I am adding this review from my perspective as a journalist who has devoted four decades to coverage of diversity issues. And I'm writing this in summer 2017 as the new Wonder Woman movie has debuted and touched off a surprising level of inspirational writing about the emergent roles of all the women involved in that comic-book-inspired movie. Sometimes ground-breaking diversity bursts into American culture in unexpected ways.
That's certainly true of the Gidget francise, which included at least four feature films that still are in circulation, plus the very popular Sally Fields TV series (the later TV revival series, at this point, isn't available).
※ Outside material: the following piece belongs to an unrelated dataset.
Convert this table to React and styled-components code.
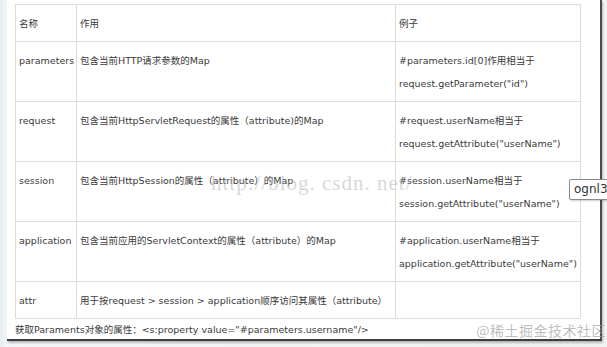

It's easy to look back nostalgically at the original novel (updated in a 2001 edition) [[ASIN:B001QTV4OU Gidget]], then to dismiss the whole franchise as cheesy and dated in terms of its attitudes.
And that is the eye-opening value of this documentary in which a range of women surfing professionals talk about the way Gidget broke open conceptual barriers for them—whether they knew there was a "real" Gidget or not. Also, Kathy Kohner-Zuckerman appears throughout this documentary and explains how, as the "real" Gidget, she discovered this idealistic experience on the beach, then translated these surfing stories to her father, author Frederick Kohner. Turns out, the surfer guys were real young men (although Kathy and her father felt free to recast the characters in various ways in the novel). As amazing as it sounds, Kathy was able to make her way as a kind of "little sister" to these guys and was able to break into the somewhat esoteric world of surfing culture.
This documentary really did open my eyes, as a journalist, to this boundary-breaking cultural milestone. Plus, it's just downright fun to see the historical photos from Kathy's life, from the various movie and TV productions—along with commentary on how the whole story evolved. Important history—and just plain enjoyable viewing.